While we can't change the past, we need to accept responsibility, because a key part of restoring America's moral leadership is acknowledging when we've made mistakes or been proven wrong--and showing that we have the creativity and guts to make it right.
The argument for going to war with Iraq was based on intelligence that we now know was inaccurate. The information the American people were hearing from the president--and that I was being given by our intelligence community--wasn't the whole story. Had I known this at the time, I never would have voted for this war.
George Bush won't accept responsibility for his mistakes. Along with Dick Cheney and Donald Rumsfeld, he has made horrible mistakes at almost every step: failed diplomacy; not going in with enough troops; not giving our forces the equipment they need; not having a plan for peace.
Because of these failures, Iraq is a mess and has become a far greater threat than it ever was. It is now a haven for terrorists, and our presence there is draining the goodwill our country once enjoyed, diminishing our global standing.
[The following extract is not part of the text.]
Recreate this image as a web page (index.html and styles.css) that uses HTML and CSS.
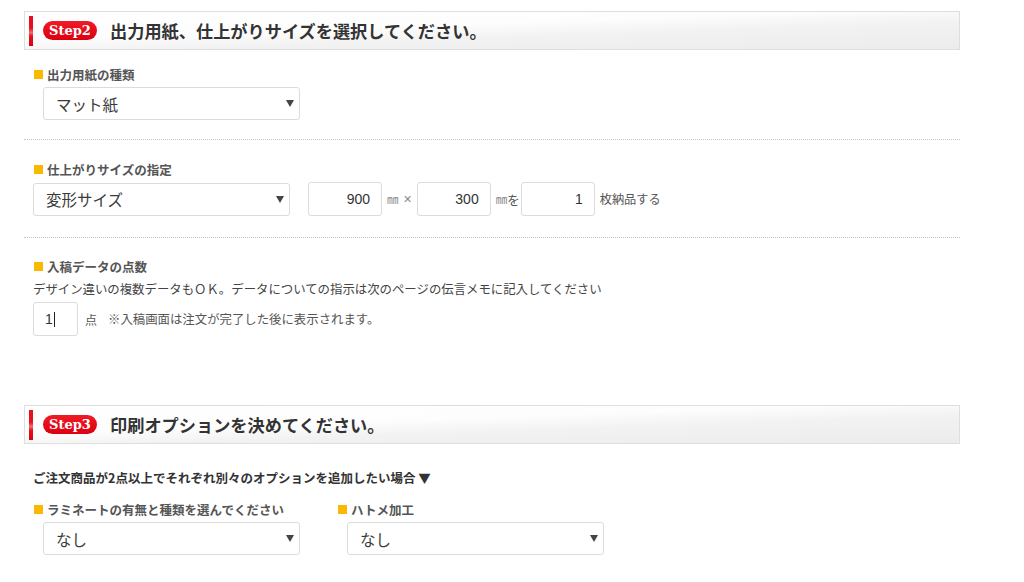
FILE: index.html
```html
<!DOCTYPE html>
<html lang="ja">
<head>
<meta charset="utf-8">
<title>Step</title>
<link rel="stylesheet" href="styles.css">
</head>
<body>
<div class="page">
  <h2 class="step-head"><span class="bar"></span><span class="badge">Step2</span><span class="title">出力用紙、仕上がりサイズを選択してください。</span></h2>

  <section class="field f1">
    <div class="label">出力用紙の種類</div>
    <div class="select indent"><span>マット紙</span><i class="arrow"></i></div>
  </section>

  <hr class="sep s1">

  <section class="field f2">
    <div class="label">仕上がりサイズの指定</div>
    <div class="size-row">
      <div class="select"><span>変形サイズ</span><i class="arrow"></i></div>
      <div class="num n1">900</div><span class="unit">㎜</span><span class="times">×</span>
      <div class="num">300</div><span class="unit">㎜</span><span class="wo">を</span>
      <div class="num n3">1</div><span class="suffix">枚納品する</span>
    </div>
  </section>

  <hr class="sep s2">

  <section class="field f3">
    <div class="label">入稿データの点数</div>
    <p class="desc">デザイン違いの複数データもＯＫ。データについての指示は次のページの伝言メモに記入してください</p>
    <div class="count-row">
      <div class="count"><span>1</span><i class="caret"></i></div>
      <span class="ten">点</span>
      <span class="note">※入稿画面は注文が完了した後に表示されます。</span>
    </div>
  </section>

  <h2 class="step-head step3"><span class="bar"></span><span class="badge">Step3</span><span class="title">印刷オプションを決めてください。</span></h2>

  <p class="intro">ご注文商品が2点以上でそれぞれ別々のオプションを追加したい場合 ▼</p>

  <div class="options">
    <div class="opt">
      <div class="label">ラミネートの有無と種類を選んでください</div>
      <div class="select indent"><span>なし</span><i class="arrow"></i></div>
    </div>
    <div class="opt">
      <div class="label">ハトメ加工</div>
      <div class="select indent"><span>なし</span><i class="arrow"></i></div>
    </div>
  </div>
</div>
</body>
</html>
```

FILE: styles.css
```css
html, body {
  margin: 0;
  padding: 0;
  background: #fff;
}

body {
  font-family: "Liberation Sans", "Noto Sans CJK JP", sans-serif;
  color: #333;
}

.page {
  width: 936px;
  margin-left: 24px;
  padding-top: 11px;
}

.step-head {
  box-sizing: border-box;
  margin: 0;
  height: 39px;
  border: 1px solid #dedede;
  background: linear-gradient(178deg, #ffffff 0%, #fdfdfd 40%, #f2f2f2 60%, #ececec 100%);
  display: flex;
  align-items: center;
  padding-left: 4px;
}

.bar {
  width: 4px;
  height: 30px;
  background: linear-gradient(to bottom, #e8101e 0%, #e8101e 40%, #f26a72 55%, #e8101e 68%, #d9000f 100%);
  margin-right: 10px;
}

.badge {
  width: 54px;
  height: 19px;
  border-radius: 10px;
  background: linear-gradient(to bottom, #f01a26, #dc0010);
  color: #fff;
  font-family: "DejaVu Serif", serif;
  font-weight: bold;
  font-size: 13px;
  line-height: 19px;
  text-align: center;
  margin-right: 13px;
}

.title {
  font-family: "Noto Sans CJK JP", sans-serif;
  font-weight: bold;
  font-size: 17.2px;
  line-height: 20px;
  color: #333;
}

.field {
  padding-left: 9px;
}

.f1 { margin-top: 15px; }
.f2 { margin-top: 20px; }
.f3 { margin-top: 19px; }

.label {
  display: flex;
  align-items: center;
  height: 18px;
  font-family: "Noto Sans CJK JP", sans-serif;
  font-size: 12.5px;
  font-weight: bold;
  color: #555;
  padding-left: 1px;
}

.label::before {
  content: "";
  width: 9px;
  height: 9px;
  background: #fbb800;
  margin-right: 4px;
  flex: none;
}

.select {
  box-sizing: border-box;
  width: 257px;
  height: 33px;
  border: 1px solid #dcdcdc;
  border-radius: 3px;
  background: #fff;
  display: flex;
  align-items: center;
  justify-content: space-between;
  padding: 0 5px 0 12px;
  margin-top: 4px;
  font-family: "Noto Sans CJK JP", sans-serif;
  font-size: 15.5px;
  color: #3a3a3a;
  flex: none;
}

.select.indent {
  margin-left: 10px;
}

.arrow {
  width: 0;
  height: 0;
  border-left: 4px solid transparent;
  border-right: 4px solid transparent;
  border-top: 7px solid #444;
}

.sep {
  margin: 0;
  border: 0;
  border-top: 1px dotted #c6c6c6;
  height: 0;
}

.s1 { margin-top: 19px; }
.s2 { margin-top: 21px; }

.size-row {
  display: flex;
  align-items: center;
  margin-top: 4px;
}

.size-row .select {
  margin-top: 0;
}

.num {
  box-sizing: border-box;
  width: 74px;
  height: 34px;
  border: 1px solid #dcdcdc;
  border-radius: 3px;
  text-align: right;
  padding-right: 11px;
  font-size: 14px;
  line-height: 32px;
  color: #333;
  flex: none;
}

.n1 { margin-left: 18px; }

.unit {
  font-family: "Noto Sans CJK JP", sans-serif;
  font-size: 11.5px;
  color: #888;
  margin-left: 5px;
}

.times {
  font-size: 14px;
  color: #888;
  margin: 0 5px 0 5px;
}

.wo {
  font-family: "Noto Sans CJK JP", sans-serif;
  font-size: 12.5px;
  color: #555;
  margin-right: 1px;
}

.suffix {
  font-family: "Noto Sans CJK JP", sans-serif;
  font-size: 12.2px;
  color: #555;
  margin-left: 5px;
}

.desc {
  margin: 5px 0 0;
  font-family: "Noto Sans CJK JP", sans-serif;
  font-size: 12.4px;
  line-height: 18px;
  color: #444;
  white-space: nowrap;
}

.count-row {
  display: flex;
  align-items: center;
  margin-top: 4px;
}

.count {
  box-sizing: border-box;
  width: 45px;
  height: 34px;
  border: 1px solid #dcdcdc;
  border-radius: 3px;
  display: flex;
  align-items: center;
  padding-left: 11px;
  font-size: 14px;
  color: #333;
}

.caret {
  width: 1px;
  height: 15px;
  background: #222;
  margin-left: 1px;
}

.ten {
  font-family: "Noto Sans CJK JP", sans-serif;
  font-size: 12px;
  color: #555;
  margin-left: 7px;
}

.note {
  font-family: "Noto Sans CJK JP", sans-serif;
  font-size: 12.4px;
  color: #555;
  margin-left: 11px;
}

.step3 {
  margin-top: 69px;
}

.intro {
  margin: 25px 0 0;
  padding-left: 9px;
  font-family: "Noto Sans CJK JP", sans-serif;
  font-size: 12.5px;
  line-height: 18px;
  font-weight: bold;
  color: #333;
}

.options {
  display: grid;
  grid-template-columns: 304px 304px;
  padding-left: 9px;
  margin-top: 13px;
}
```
It has made fighting the global war against terrorist organizations more difficult, not less. . . .
So, we've got John Gibson, and then we've got John Edwards.
Of course, it's possible that Gibson's support for Senator Joe is based less on the senator's support for the war than on his solid record of social progressivism. Good one, right? The next time you see either our John or our Joe anywhere near anything that smacks of social progressivism, take a picture and shoot it on to Ripley's. Meanwhile, draw inspiration from the battle cry of all good patriotic "centrists":
JOE LIEBERMAN
FIGHTING FOR
JOE LIEBERMAN
FIGHTING FOR
JOE LIEBERMAN
2 Comments:
Ken, I wish you and Adam would stop using Photoshop to make Gibson and other right wingers look hideously alien, as though they were actually monsters from another planet sent here to destroy the human race.
That's the great thing about our John. Whichever planet it is that he came from, they sent him pre-Photoshopped!
They sure didn't do a terribly good simulating human hair, though, did they?